[Records with interface code]
+ + + + +
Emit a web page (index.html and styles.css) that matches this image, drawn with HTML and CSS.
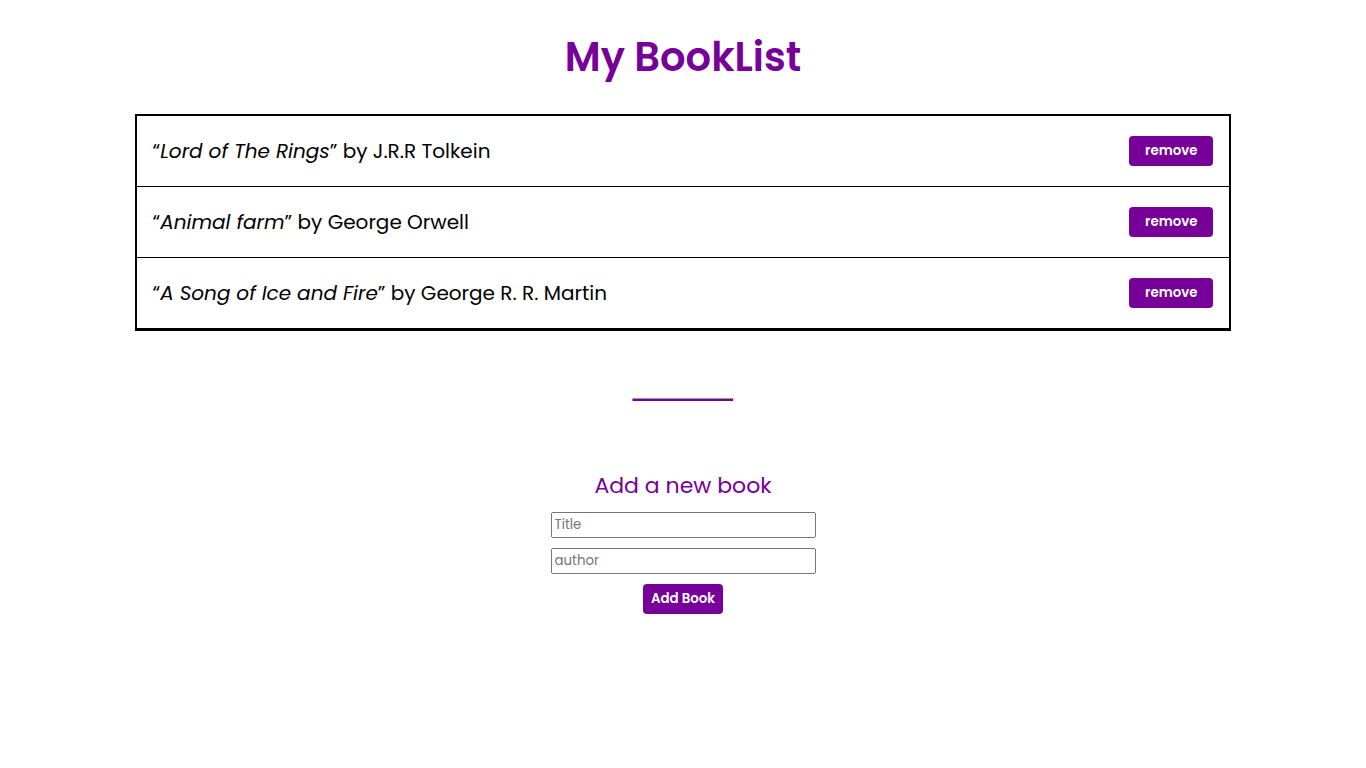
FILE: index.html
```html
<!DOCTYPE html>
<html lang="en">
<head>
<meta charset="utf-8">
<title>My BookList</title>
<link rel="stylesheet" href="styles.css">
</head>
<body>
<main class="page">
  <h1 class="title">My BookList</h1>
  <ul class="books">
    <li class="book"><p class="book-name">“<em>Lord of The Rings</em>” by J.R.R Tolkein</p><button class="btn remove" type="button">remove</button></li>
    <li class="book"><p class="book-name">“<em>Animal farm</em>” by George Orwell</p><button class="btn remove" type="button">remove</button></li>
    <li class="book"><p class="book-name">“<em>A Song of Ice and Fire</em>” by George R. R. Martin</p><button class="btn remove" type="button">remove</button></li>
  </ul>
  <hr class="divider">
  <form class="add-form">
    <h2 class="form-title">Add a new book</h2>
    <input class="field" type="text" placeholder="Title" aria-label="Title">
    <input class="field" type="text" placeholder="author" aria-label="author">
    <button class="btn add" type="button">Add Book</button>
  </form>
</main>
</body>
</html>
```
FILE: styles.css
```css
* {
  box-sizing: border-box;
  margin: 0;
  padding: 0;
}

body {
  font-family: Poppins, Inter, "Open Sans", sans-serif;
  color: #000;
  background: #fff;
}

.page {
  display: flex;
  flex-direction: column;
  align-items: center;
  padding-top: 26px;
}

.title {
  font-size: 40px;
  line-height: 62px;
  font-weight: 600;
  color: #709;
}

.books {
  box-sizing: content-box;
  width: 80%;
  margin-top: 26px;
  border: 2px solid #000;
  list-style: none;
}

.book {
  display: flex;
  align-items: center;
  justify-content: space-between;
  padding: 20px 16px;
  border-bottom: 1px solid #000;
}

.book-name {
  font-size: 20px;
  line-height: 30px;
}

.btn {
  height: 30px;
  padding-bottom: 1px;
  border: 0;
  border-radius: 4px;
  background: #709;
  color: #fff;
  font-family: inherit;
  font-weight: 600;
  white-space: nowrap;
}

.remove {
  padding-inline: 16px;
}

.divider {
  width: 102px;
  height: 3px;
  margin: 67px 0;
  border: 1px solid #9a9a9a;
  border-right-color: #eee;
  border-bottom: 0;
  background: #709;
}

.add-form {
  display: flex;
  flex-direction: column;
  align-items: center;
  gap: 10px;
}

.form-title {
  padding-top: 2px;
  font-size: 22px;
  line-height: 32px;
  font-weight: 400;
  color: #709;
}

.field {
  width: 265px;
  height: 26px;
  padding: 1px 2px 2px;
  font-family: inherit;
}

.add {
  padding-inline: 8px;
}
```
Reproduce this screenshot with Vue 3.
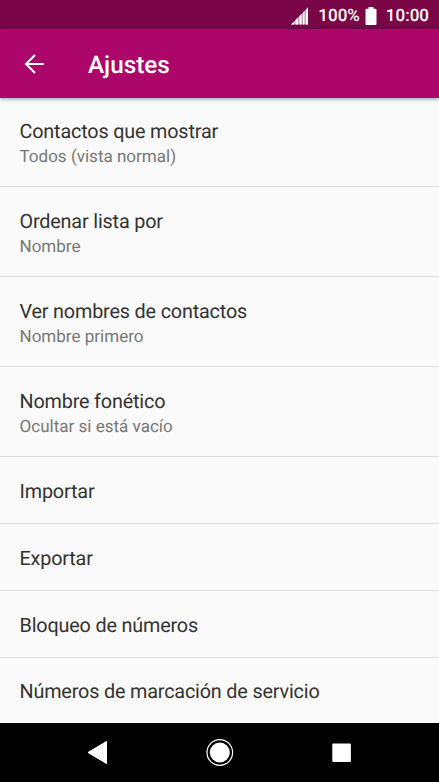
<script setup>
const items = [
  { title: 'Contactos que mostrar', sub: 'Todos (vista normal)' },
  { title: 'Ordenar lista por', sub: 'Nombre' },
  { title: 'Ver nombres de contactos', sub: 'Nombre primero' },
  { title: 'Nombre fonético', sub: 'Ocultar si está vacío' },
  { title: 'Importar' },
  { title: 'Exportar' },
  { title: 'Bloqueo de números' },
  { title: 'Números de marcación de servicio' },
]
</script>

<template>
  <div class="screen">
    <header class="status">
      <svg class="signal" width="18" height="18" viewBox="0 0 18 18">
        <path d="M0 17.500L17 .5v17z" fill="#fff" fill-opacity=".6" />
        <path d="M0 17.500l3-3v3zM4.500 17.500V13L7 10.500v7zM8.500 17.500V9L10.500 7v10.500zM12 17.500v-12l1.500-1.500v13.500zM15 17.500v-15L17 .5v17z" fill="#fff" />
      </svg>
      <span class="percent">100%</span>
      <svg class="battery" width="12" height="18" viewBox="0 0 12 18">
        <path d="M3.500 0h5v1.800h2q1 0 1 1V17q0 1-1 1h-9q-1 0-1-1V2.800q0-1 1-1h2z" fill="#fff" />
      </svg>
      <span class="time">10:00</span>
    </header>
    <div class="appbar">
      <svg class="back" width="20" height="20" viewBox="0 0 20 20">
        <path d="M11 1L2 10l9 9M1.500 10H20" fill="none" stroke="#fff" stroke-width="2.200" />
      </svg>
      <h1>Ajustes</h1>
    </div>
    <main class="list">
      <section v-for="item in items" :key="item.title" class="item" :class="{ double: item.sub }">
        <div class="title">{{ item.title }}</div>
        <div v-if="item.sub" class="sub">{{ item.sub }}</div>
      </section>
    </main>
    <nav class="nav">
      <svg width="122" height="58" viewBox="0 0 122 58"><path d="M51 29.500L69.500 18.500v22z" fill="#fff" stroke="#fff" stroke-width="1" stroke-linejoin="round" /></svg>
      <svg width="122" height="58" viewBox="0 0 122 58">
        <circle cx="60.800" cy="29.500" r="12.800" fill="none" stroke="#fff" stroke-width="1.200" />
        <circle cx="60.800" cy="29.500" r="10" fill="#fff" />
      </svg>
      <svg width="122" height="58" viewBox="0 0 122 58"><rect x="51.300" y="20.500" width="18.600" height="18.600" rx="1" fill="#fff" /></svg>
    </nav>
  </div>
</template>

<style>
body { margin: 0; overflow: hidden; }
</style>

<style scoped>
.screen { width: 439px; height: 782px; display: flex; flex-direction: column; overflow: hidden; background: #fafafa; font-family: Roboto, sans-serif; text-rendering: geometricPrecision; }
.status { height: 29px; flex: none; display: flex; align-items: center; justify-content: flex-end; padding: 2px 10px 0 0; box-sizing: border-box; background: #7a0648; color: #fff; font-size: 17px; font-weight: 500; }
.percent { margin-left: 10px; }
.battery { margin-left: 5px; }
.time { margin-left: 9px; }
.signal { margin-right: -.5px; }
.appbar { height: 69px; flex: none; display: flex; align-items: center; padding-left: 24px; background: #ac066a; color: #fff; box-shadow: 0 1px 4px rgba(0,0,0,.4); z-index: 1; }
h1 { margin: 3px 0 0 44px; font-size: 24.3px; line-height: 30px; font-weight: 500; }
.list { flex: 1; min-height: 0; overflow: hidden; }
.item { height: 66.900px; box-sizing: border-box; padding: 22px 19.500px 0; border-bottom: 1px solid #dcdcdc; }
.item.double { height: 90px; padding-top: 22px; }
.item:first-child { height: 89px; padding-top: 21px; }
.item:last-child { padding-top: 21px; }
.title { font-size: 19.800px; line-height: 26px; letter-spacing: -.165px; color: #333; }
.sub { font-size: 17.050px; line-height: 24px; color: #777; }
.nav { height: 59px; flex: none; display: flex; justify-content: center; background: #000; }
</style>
+ + + + +
- Challenge -
Each line that holds the word "styles" should be extracted from the records.

- Finished exercise -
Emit a web page (index.html and styles.css) that matches this image, drawn with HTML and CSS.
<link rel="stylesheet" href="styles.css">
FILE: styles.css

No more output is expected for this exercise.